Numerous laboratory spectral analyses have shown that the broad 1-micron olivine absorption feature is composed of three individual bands. The position, width, and relative strength of these absorptions are also known to vary with both composition (e.g. Mg/Fe ratio) and temperature. Given sufficiently high quality (spectral resolution and S/N) data, it should therefore be possible to compare A-asteroids and the three meteorites groups based on olivine composition.

Such high quality spectra of A-asteroids have recently been measured using SpeX, a low- to medium-resolution infrared spectrograph, newly commissioned at the Infrared Telescope Facility (IRTF) on Mauna Kea, Hawaii. In its low-resolution mode (R ~ 100), SpeX can produce spectra of faint asteroids from 0.8 to 2.5 microns with S/N comparable to data typically collected with visible wavelength CCDs. The SpeX data have been combined with visible CCD data measured during the SMASSII survey to produce high S/N spectra from 0.44 to 2.5 microns for several A-asteroids.

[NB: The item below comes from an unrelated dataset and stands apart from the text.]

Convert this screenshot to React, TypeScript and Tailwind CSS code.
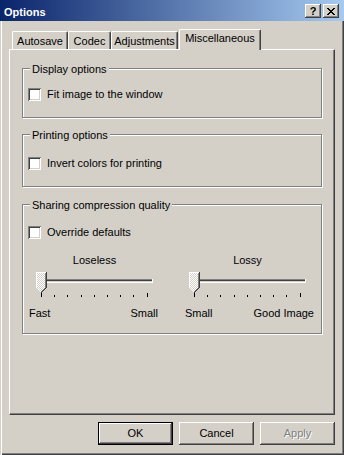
import React from 'react';

const raised =
  'shadow-[inset_-1px_-1px_#404040,inset_1px_1px_#ffffff,inset_-2px_-2px_#808080,inset_2px_2px_#d4d0c8]';

function Checkbox({ label }: { label: string }) {
  return (
    <label className="flex items-center gap-[6px] h-[13px]">
      <span className="w-[13px] h-[13px] shrink-0 bg-white shadow-[inset_1px_1px_#808080,inset_-1px_-1px_#ffffff,inset_2px_2px_#404040,inset_-2px_-2px_#d4d0c8]" />
      <span className="leading-[13px] whitespace-nowrap">{label}</span>
    </label>
  );
}

function GroupBox({
  title,
  className,
  children,
}: {
  title: string;
  className: string;
  children: React.ReactNode;
}) {
  return (
    <div
      className={`relative w-[300px] border border-[#808080] shadow-[inset_1px_1px_#ffffff,1px_1px_#ffffff] ${className}`}
    >
      <span className="absolute -top-[6px] left-[7px] px-[2px] bg-[#d4d0c8] leading-[13px] whitespace-nowrap">
        {title}
      </span>
      {children}
    </div>
  );
}

function Thumb({ id }: { id: string }) {
  const px: React.ReactNode[] = [];
  // lower taper of the pointed thumb
  for (let i = 1; i <= 4; i++) {
    const y = 20 + i;
    px.push(<rect key={`w${i}`} x={i} y={y} width="1" height="1" fill="#ffffff" />);
    px.push(<rect key={`f${i}`} x={i + 1} y={y} width={Math.max(0, 8 - 2 * i)} height="1" fill={`url(#${id})`} />);
    px.push(<rect key={`g${i}`} x={9 - i} y={y} width="1" height="1" fill="#808080" />);
    px.push(<rect key={`d${i}`} x={10 - i} y={y} width="1" height="1" fill="#404040" />);
  }
  return (
    <g>
      <rect x="1" y="6" width="8" height="15" fill={`url(#${id})`} />
      <rect x="0" y="5" width="10" height="1" fill="#ffffff" />
      <rect x="0" y="5" width="1" height="16" fill="#ffffff" />
      <rect x="9" y="6" width="1" height="15" fill="#808080" />
      <rect x="10" y="5" width="1" height="16" fill="#404040" />
      {px}
      <rect x="5" y="25" width="1" height="1" fill="#404040" />
    </g>
  );
}

function Trackbar({
  id,
  title,
  left,
  right,
  offset,
}: {
  id: string;
  title: string;
  left: string;
  right: string;
  offset: string;
}) {
  const ticks = Array.from({ length: 9 }, (_, i) => Math.round(5 + (i * 105.5) / 8));
  return (
    <div className="flex flex-col w-[129px]">
      <div className={`flex flex-col w-[117px] ${offset}`}>
        <div className="text-center leading-[13px]">{title}</div>
        <svg width="117" height="33" shapeRendering="crispEdges">
          <defs>
            <pattern id={id} width="2" height="2" patternUnits="userSpaceOnUse">
              <rect width="2" height="2" fill="#d4d0c8" />
              <rect width="1" height="1" fill="#ffffff" />
              <rect x="1" y="1" width="1" height="1" fill="#ffffff" />
            </pattern>
          </defs>
          <rect x="2" y="12" width="115" height="1" fill="#808080" />
          <rect x="2" y="12" width="1" height="4" fill="#808080" />
          <rect x="3" y="13" width="113" height="1" fill="#404040" />
          <rect x="3" y="14" width="113" height="1" fill="#d4d0c8" />
          <rect x="2" y="15" width="115" height="1" fill="#ffffff" />
          <rect x="116" y="12" width="1" height="4" fill="#ffffff" />
          {ticks.map((x, i) =>
            i === 0 || i === ticks.length - 1 ? (
              <rect key={i} x={x} y="26" width="1" height="4" fill="#000" />
            ) : (
              <rect key={i} x={x} y="28" width="1" height="2" fill="#000" />
            )
          )}
          <Thumb id={id} />
        </svg>
      </div>
      <div className="flex justify-between mt-[7px] leading-[13px] whitespace-nowrap">
        <span>{left}</span>
        <span>{right}</span>
      </div>
    </div>
  );
}

function Tab({ label, width }: { label: string; width: string }) {
  return (
    <div
      className={`h-[18px] pt-[3px] text-center leading-[13px] border-l border-t border-r border-white border-r-[#404040] rounded-t-[2px] shadow-[inset_-1px_0_#808080] ${width}`}
    >
      {label}
    </div>
  );
}

function Button({
  children,
  isDefault,
  disabled,
}: {
  children: React.ReactNode;
  isDefault?: boolean;
  disabled?: boolean;
}) {
  return (
    <div className={`w-[75px] h-[23px] ${isDefault ? 'border border-black' : ''}`}>
      <div
        className={`w-full h-full flex items-center justify-center leading-[13px] ${raised} ${
          disabled ? 'text-[#808080] [text-shadow:1px_1px_#ffffff]' : ''
        }`}
      >
        {children}
      </div>
    </div>
  );
}

export default function App() {
  return (
    <div className="w-[344px] h-[455px] flex flex-col bg-[#d4d0c8] text-[11px] text-black font-['Liberation_Sans',Arial,sans-serif] select-none shadow-[inset_1px_0_#d4d0c8,inset_2px_0_#ffffff,inset_-1px_-1px_#404040,inset_-2px_-2px_#808080]">
      {/* title bar */}
      <div className="h-[21px] flex justify-between pl-[4px] pr-[5px] bg-[linear-gradient(to_right,#0a246a,#a6caf0)]">
        <div className="pt-[6px] leading-[13px] font-bold text-white">Options</div>
        <div className="flex gap-[2px] pt-[4px]">
          <div className={`w-[16px] h-[14px] flex items-center justify-center bg-[#d4d0c8] font-bold text-[11px] leading-[12px] ${raised}`}>
            ?
          </div>
          <div className={`w-[16px] h-[14px] flex items-center justify-center bg-[#d4d0c8] ${raised}`}>
            <svg width="8" height="7" viewBox="0 0 8 7" shapeRendering="crispEdges">
              <path d="M0 0h2v1h-2zM6 0h2v1h-2zM1 1h2v1h-2zM5 1h2v1h-2zM2 2h4v1h-4zM3 3h2v1h-2zM2 4h4v1h-4zM1 5h2v1h-2zM5 5h2v1h-2zM0 6h2v1h-2zM6 6h2v1h-2z" fill="#000" />
            </svg>
          </div>
        </div>
      </div>

      <div className="flex flex-col px-[9px] pt-[8px]">
        {/* tabs */}
        <div className="flex items-end h-[20px] pl-[3px]">
          <Tab label="Autosave" width="w-[56px]" />
          <Tab label="Codec" width="w-[43px]" />
          <Tab label="Adjustments" width="w-[67px]" />
          <div className="relative z-10 -mb-px ml-[1px] w-[82px] h-[21px] pt-[2px] text-center leading-[13px] bg-[#d4d0c8] border-l border-t border-r border-white border-r-[#404040] rounded-t-[2px] shadow-[inset_-1px_0_#808080]">
            Miscellaneous
          </div>
        </div>

        {/* tab page */}
        <div className="h-[366px] border border-t-white border-l-white border-r-[#404040] border-b-[#404040] shadow-[inset_-1px_-1px_#808080] pt-[18px] pl-[12px]">
          <GroupBox title="Display options" className="h-[50px] pt-[19px] pl-[5px]">
            <Checkbox label="Fit image to the window" />
          </GroupBox>
          <GroupBox title="Printing options" className="h-[53px] mt-[16px] pt-[22px] pl-[5px]">
            <Checkbox label="Invert colors for printing" />
          </GroupBox>
          <GroupBox title="Sharing compression quality" className="h-[130px] mt-[17px] pt-[21px] pl-[5px]">
            <Checkbox label="Override defaults" />
            <div className="flex gap-[27px] mt-[15px] pl-[1px]">
              <Trackbar id="tb1" title="Loseless" left="Fast" right="Small" offset="ml-[7px]" />
              <Trackbar id="tb2" title="Lossy" left="Small" right="Good Image" offset="ml-[4px]" />
            </div>
          </GroupBox>
        </div>

        {/* buttons */}
        <div className="flex justify-end gap-[6px] mt-[7px]">
          <Button isDefault>OK</Button>
          <Button>Cancel</Button>
          <Button disabled>Apply</Button>
        </div>
      </div>
    </div>
  );
}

For the first time, these new SpeX data include subtle spectral features which reveal differences among the A-asteroid spectra. We use the Modified Gaussian Model (MGM) to model individual absorptions in the asteroid spectra. Preliminary results indicate differences in the amount and composition of minor pyroxene components and in the composition of olivine. Efforts are also underway to account for temperature effects. In a parallel analysis, representative spectra for the three meteorite groups are also being analyzed with the MGM for comparison to A-asteroid spectra.

Research funding for J.M.S. from NASA's Planetary Geology and Geophysics Program (NASW-012) is gratefully acknowledged.